- Task directions -
Omit the images. Copy each entry word for word.

* Start Materials provided *

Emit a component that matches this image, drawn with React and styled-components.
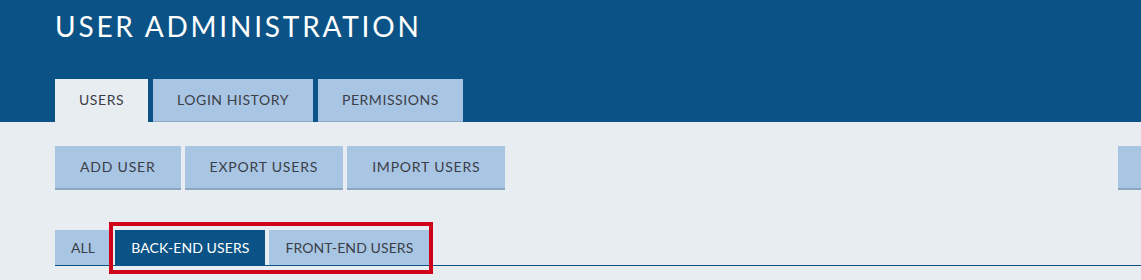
import React from "react";
import styled, { createGlobalStyle, css } from "styled-components";

const GlobalStyle = createGlobalStyle`
  body {
    margin: 0;
    background: #e8edf2;
    font-family: "Lato", "Open Sans", sans-serif;
  }
`;

const Page = styled.div`
  overflow: hidden;
  min-height: 280px;
`;

const Header = styled.header`
  background: #0b5386;
  padding: 10px 55px 0;
`;

const Title = styled.h1`
  margin: 0;
  font-size: 28px;
  line-height: 1.2;
  font-weight: 400;
  letter-spacing: 2.8px;
  color: #ffffff;
`;

const TabList = styled.nav`
  display: flex;
  gap: 5px;
  margin-top: 35px;
`;

const Tab = styled.div`
  display: flex;
  align-items: center;
  height: 43px;
  box-sizing: border-box;
  padding: 0 24px;
  font-size: 14px;
  letter-spacing: 0.55px;
  color: #3b3e47;
  background: #a8c5e3;
  border-bottom: 1px solid #8ea9c4;
  ${(p) =>
    p.$active &&
    css`
      background: #e8edf2;
      border-bottom-color: #e8edf2;
    `}
`;

const Content = styled.main`
  padding: 24px 0 0 55px;
`;

const Toolbar = styled.div`
  display: flex;
  justify-content: space-between;
`;

const ButtonGroup = styled.div`
  display: flex;
  gap: 4px;
`;

const Button = styled.button`
  height: 44px;
  padding: 0 25px;
  border: none;
  border-bottom: 2px solid #8ea7c0;
  background: #a8c5e3;
  font-family: inherit;
  font-size: 14px;
  letter-spacing: 0.8px;
  color: #3b3e47;
  white-space: nowrap;
  cursor: pointer;
  ${(p) =>
    p.$offEdge &&
    css`
      margin-right: -100px;
      width: 123px;
    `}
`;

const FilterBar = styled.div`
  position: relative;
  display: flex;
  gap: 4px;
  margin-top: 40px;
  border-bottom: 1px solid #0b5386;
`;

const FilterTab = styled.div`
  display: flex;
  align-items: center;
  height: 35px;
  padding: 0 16px;
  font-size: 14px;
  letter-spacing: 0.1px;
  color: #3b3e47;
  background: #a8c5e3;
  white-space: nowrap;
  ${(p) =>
    p.$active &&
    css`
      background: #0b5386;
      color: #ffffff;
    `}
`;

const Highlight = styled.div`
  position: absolute;
  left: 54px;
  top: -8px;
  width: 324px;
  height: 52px;
  box-sizing: border-box;
  border: 4px solid #d0021b;
  pointer-events: none;
`;

const tabs = ["USERS", "LOGIN HISTORY", "PERMISSIONS"];
const actions = ["ADD USER", "EXPORT USERS", "IMPORT USERS"];
const filters = ["ALL", "BACK-END USERS", "FRONT-END USERS"];

const App = () => {
  return (
    <Page>
      <GlobalStyle />
      <Header>
        <Title>USER ADMINISTRATION</Title>
        <TabList>
          {tabs.map((t, i) => (
            <Tab key={t} $active={i === 0}>
              {t}
            </Tab>
          ))}
        </TabList>
      </Header>
      <Content>
        <Toolbar>
          <ButtonGroup>
            {actions.map((a) => (
              <Button key={a}>{a}</Button>
            ))}
          </ButtonGroup>
          <Button $offEdge aria-label="More actions" />
        </Toolbar>
        <FilterBar>
          {filters.map((f, i) => (
            <FilterTab key={f} $active={i === 1}>
              {f}
            </FilterTab>
          ))}
          <Highlight />
        </FilterBar>
      </Content>
    </Page>
  );
};

export default App;
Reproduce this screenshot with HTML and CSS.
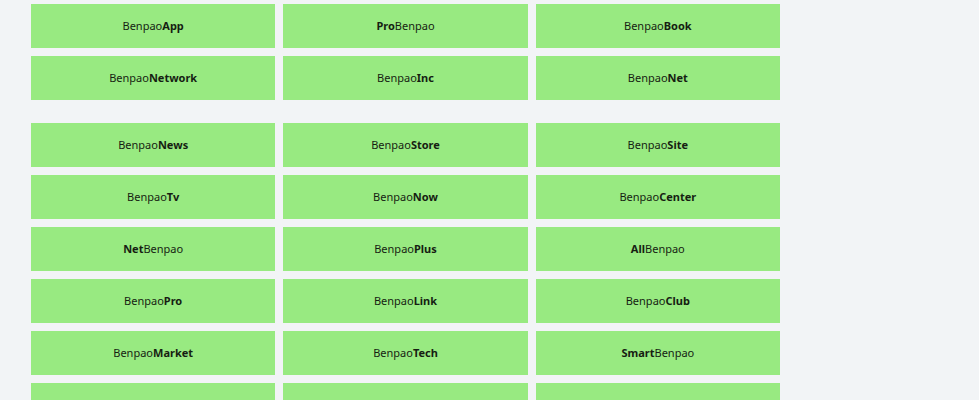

* End Materials provided *

- Written solution -
Emit a component that matches this image, drawn with React and styled-components.
import React from "react";
import styled, { createGlobalStyle, css } from "styled-components";

const GlobalStyle = createGlobalStyle`
  body {
    margin: 0;
    background: #e8edf2;
    font-family: "Lato", "Open Sans", sans-serif;
  }
`;

const Page = styled.div`
  overflow: hidden;
  min-height: 280px;
`;

const Header = styled.header`
  background: #0b5386;
  padding: 10px 55px 0;
`;

const Title = styled.h1`
  margin: 0;
  font-size: 28px;
  line-height: 1.2;
  font-weight: 400;
  letter-spacing: 2.8px;
  color: #ffffff;
`;

const TabList = styled.nav`
  display: flex;
  gap: 5px;
  margin-top: 35px;
`;

const Tab = styled.div`
  display: flex;
  align-items: center;
  height: 43px;
  box-sizing: border-box;
  padding: 0 24px;
  font-size: 14px;
  letter-spacing: 0.55px;
  color: #3b3e47;
  background: #a8c5e3;
  border-bottom: 1px solid #8ea9c4;
  ${(p) =>
    p.$active &&
    css`
      background: #e8edf2;
      border-bottom-color: #e8edf2;
    `}
`;

const Content = styled.main`
  padding: 24px 0 0 55px;
`;

const Toolbar = styled.div`
  display: flex;
  justify-content: space-between;
`;

const ButtonGroup = styled.div`
  display: flex;
  gap: 4px;
`;

const Button = styled.button`
  height: 44px;
  padding: 0 25px;
  border: none;
  border-bottom: 2px solid #8ea7c0;
  background: #a8c5e3;
  font-family: inherit;
  font-size: 14px;
  letter-spacing: 0.8px;
  color: #3b3e47;
  white-space: nowrap;
  cursor: pointer;
  ${(p) =>
    p.$offEdge &&
    css`
      margin-right: -100px;
      width: 123px;
    `}
`;

const FilterBar = styled.div`
  position: relative;
  display: flex;
  gap: 4px;
  margin-top: 40px;
  border-bottom: 1px solid #0b5386;
`;

const FilterTab = styled.div`
  display: flex;
  align-items: center;
  height: 35px;
  padding: 0 16px;
  font-size: 14px;
  letter-spacing: 0.1px;
  color: #3b3e47;
  background: #a8c5e3;
  white-space: nowrap;
  ${(p) =>
    p.$active &&
    css`
      background: #0b5386;
      color: #ffffff;
    `}
`;

const Highlight = styled.div`
  position: absolute;
  left: 54px;
  top: -8px;
  width: 324px;
  height: 52px;
  box-sizing: border-box;
  border: 4px solid #d0021b;
  pointer-events: none;
`;

const tabs = ["USERS", "LOGIN HISTORY", "PERMISSIONS"];
const actions = ["ADD USER", "EXPORT USERS", "IMPORT USERS"];
const filters = ["ALL", "BACK-END USERS", "FRONT-END USERS"];

const App = () => {
  return (
    <Page>
      <GlobalStyle />
      <Header>
        <Title>USER ADMINISTRATION</Title>
        <TabList>
          {tabs.map((t, i) => (
            <Tab key={t} $active={i === 0}>
              {t}
            </Tab>
          ))}
        </TabList>
      </Header>
      <Content>
        <Toolbar>
          <ButtonGroup>
            {actions.map((a) => (
              <Button key={a}>{a}</Button>
            ))}
          </ButtonGroup>
          <Button $offEdge aria-label="More actions" />
        </Toolbar>
        <FilterBar>
          {filters.map((f, i) => (
            <FilterTab key={f} $active={i === 1}>
              {f}
            </FilterTab>
          ))}
          <Highlight />
        </FilterBar>
      </Content>
    </Page>
  );
};

export default App;
Reproduce this screenshot with HTML and CSS.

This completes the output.